□芸子
大概从三十岁开始,年龄的阶梯悄悄下沉——我。
二十出头的数字娇艳、骄傲,烂漫、浪漫。三十岁前后有了家庭日常缠杂,零碎、忙乱。四十以后开了倍速,那些年怎么过的往往得认真回想,拼凑起时间的影像。然后突然就到了“半百”,又很快超了“半百”,像个加速函数(造了个词,问小艺她说真有)。
记忆里五十应该更老些,同龄人也有同感。可从“阿姨”变成“奶奶”,嫩嫩的小孩儿都有老成的判断,心底那点挣扎彻底灭光。不想相信。可身体知道答案。

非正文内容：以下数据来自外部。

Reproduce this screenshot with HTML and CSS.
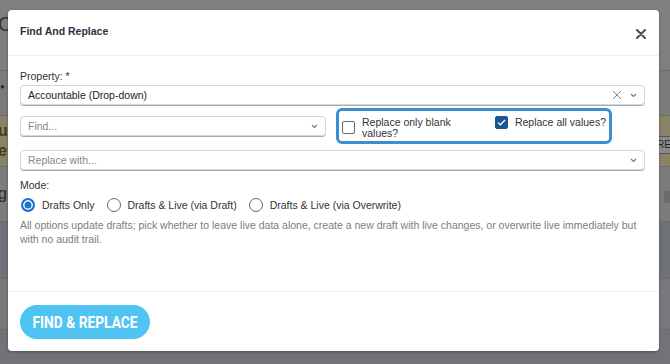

眼花。尴尬的是近视镜瞅不清,老花镜不想戴,低头含着下巴,眼仁上翻,从眼镜框上方蹙着眉认字;把眼镜推到脑门上,把字挪到眼前寸许。情急时拇指食指搁到纸上作八字状向外扒拉——想放大“屏幕”,只能自嘲一笑。这模样恍然就成了小时候眼里的老师——皱纹里满是刻板迂腐,黑色镜框上边瞟出来的光严肃又滑稽。那时不懂天道有轮回。
白发。第一根出现的时候一惊一乍,拍照唏嘘。等几根、几十根挡不住地“拔又生”,只能妥协。挣扎似乎在老与死之间。“你年轻吗?不要紧,过两年就老了。”张爱玲实在太犀利,说白了青春易逝和自以为嫩。只能对“老”且还会“更老”的事实和平缴械。没奈何。
皮肤。各种水露脂粉,各种揉搓打磨,焕出些光泽来,可是千万别到小姑娘跟前去。只要一对比,人家的粉嫩圆润是天然的珍珠,自己假里假气的净白是廉价的瓷瓶。
珠黄人老的规律,不可抵挡。演员咏说“不要修掉我的皱纹,那是我好不容易长出来的。”这份平静和智慧,将皱纹和白发视为时光的勋章。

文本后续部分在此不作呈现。